* **TO BE DONE**: In this exercise, return the whole listing exactly, excluding any images.
□ □ □ □ □ □ □
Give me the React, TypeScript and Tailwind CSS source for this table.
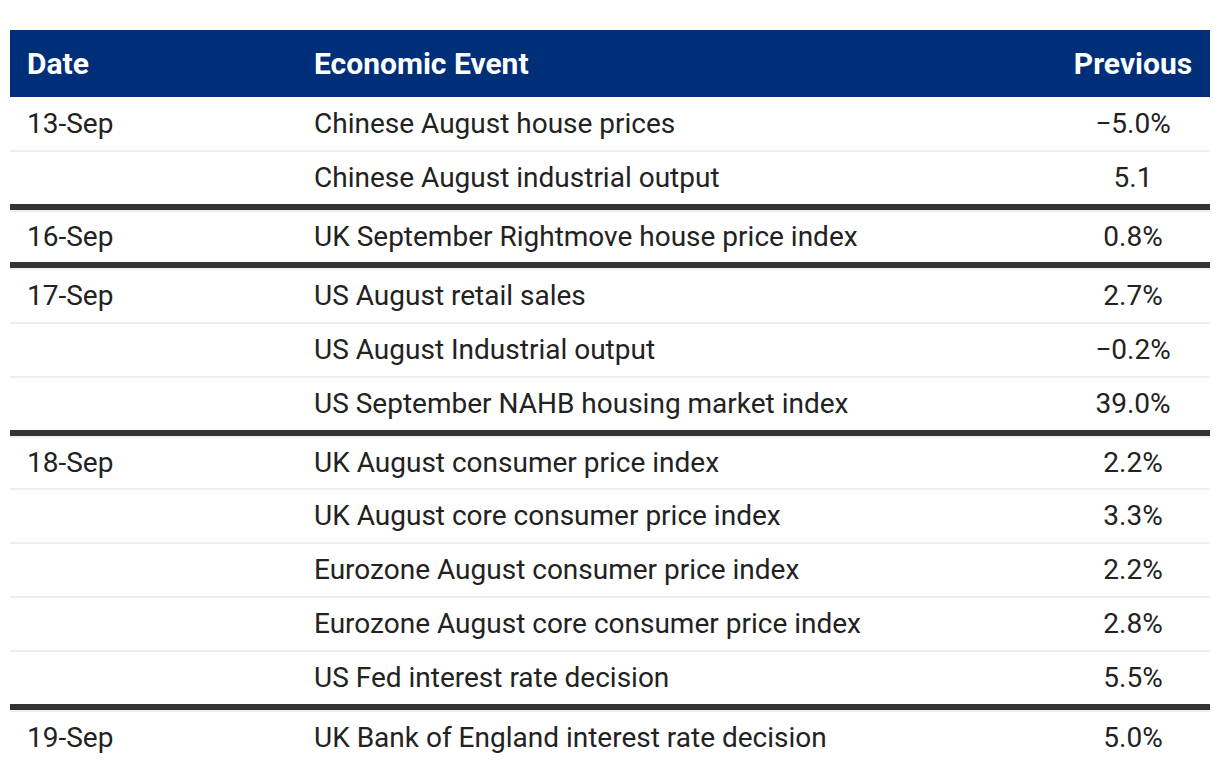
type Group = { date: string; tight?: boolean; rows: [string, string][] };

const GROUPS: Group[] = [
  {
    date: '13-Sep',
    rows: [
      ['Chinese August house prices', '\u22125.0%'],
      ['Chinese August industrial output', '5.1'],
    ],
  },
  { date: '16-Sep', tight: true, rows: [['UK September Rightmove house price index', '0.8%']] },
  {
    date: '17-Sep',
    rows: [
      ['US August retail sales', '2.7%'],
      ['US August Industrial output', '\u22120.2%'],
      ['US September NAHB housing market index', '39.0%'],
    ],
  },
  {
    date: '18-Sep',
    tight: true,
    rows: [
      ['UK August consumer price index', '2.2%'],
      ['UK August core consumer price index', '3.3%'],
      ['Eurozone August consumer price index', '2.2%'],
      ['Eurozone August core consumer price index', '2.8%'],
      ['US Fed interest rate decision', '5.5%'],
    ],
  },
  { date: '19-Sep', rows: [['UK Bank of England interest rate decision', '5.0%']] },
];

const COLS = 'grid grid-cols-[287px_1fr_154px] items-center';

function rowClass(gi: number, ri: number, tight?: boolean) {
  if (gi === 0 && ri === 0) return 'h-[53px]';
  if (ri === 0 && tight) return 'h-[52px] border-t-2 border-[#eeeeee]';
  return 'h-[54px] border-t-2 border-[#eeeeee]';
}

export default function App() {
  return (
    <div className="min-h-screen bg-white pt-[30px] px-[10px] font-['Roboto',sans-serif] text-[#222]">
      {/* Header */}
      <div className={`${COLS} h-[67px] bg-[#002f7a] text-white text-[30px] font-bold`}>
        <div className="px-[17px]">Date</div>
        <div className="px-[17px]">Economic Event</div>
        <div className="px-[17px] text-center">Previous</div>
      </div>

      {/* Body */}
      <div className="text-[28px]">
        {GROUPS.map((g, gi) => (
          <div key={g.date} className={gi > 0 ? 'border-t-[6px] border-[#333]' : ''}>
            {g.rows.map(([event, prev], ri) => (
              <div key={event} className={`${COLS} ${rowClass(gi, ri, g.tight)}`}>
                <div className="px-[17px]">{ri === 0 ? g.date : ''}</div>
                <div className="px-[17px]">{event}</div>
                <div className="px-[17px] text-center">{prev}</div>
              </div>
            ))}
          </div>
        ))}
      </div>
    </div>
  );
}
□ □ □ □ □ □ □
* **ANSWER FOR THE TASK**:
Give me the React, TypeScript and Tailwind CSS source for this table.
type Group = { date: string; tight?: boolean; rows: [string, string][] };

const GROUPS: Group[] = [
  {
    date: '13-Sep',
    rows: [
      ['Chinese August house prices', '\u22125.0%'],
      ['Chinese August industrial output', '5.1'],
    ],
  },
  { date: '16-Sep', tight: true, rows: [['UK September Rightmove house price index', '0.8%']] },
  {
    date: '17-Sep',
    rows: [
      ['US August retail sales', '2.7%'],
      ['US August Industrial output', '\u22120.2%'],
      ['US September NAHB housing market index', '39.0%'],
    ],
  },
  {
    date: '18-Sep',
    tight: true,
    rows: [
      ['UK August consumer price index', '2.2%'],
      ['UK August core consumer price index', '3.3%'],
      ['Eurozone August consumer price index', '2.2%'],
      ['Eurozone August core consumer price index', '2.8%'],
      ['US Fed interest rate decision', '5.5%'],
    ],
  },
  { date: '19-Sep', rows: [['UK Bank of England interest rate decision', '5.0%']] },
];

const COLS = 'grid grid-cols-[287px_1fr_154px] items-center';

function rowClass(gi: number, ri: number, tight?: boolean) {
  if (gi === 0 && ri === 0) return 'h-[53px]';
  if (ri === 0 && tight) return 'h-[52px] border-t-2 border-[#eeeeee]';
  return 'h-[54px] border-t-2 border-[#eeeeee]';
}

export default function App() {
  return (
    <div className="min-h-screen bg-white pt-[30px] px-[10px] font-['Roboto',sans-serif] text-[#222]">
      {/* Header */}
      <div className={`${COLS} h-[67px] bg-[#002f7a] text-white text-[30px] font-bold`}>
        <div className="px-[17px]">Date</div>
        <div className="px-[17px]">Economic Event</div>
        <div className="px-[17px] text-center">Previous</div>
      </div>

      {/* Body */}
      <div className="text-[28px]">
        {GROUPS.map((g, gi) => (
          <div key={g.date} className={gi > 0 ? 'border-t-[6px] border-[#333]' : ''}>
            {g.rows.map(([event, prev], ri) => (
              <div key={event} className={`${COLS} ${rowClass(gi, ri, g.tight)}`}>
                <div className="px-[17px]">{ri === 0 ? g.date : ''}</div>
                <div className="px-[17px]">{event}</div>
                <div className="px-[17px] text-center">{prev}</div>
              </div>
            ))}
          </div>
        ))}
      </div>
    </div>
  );
}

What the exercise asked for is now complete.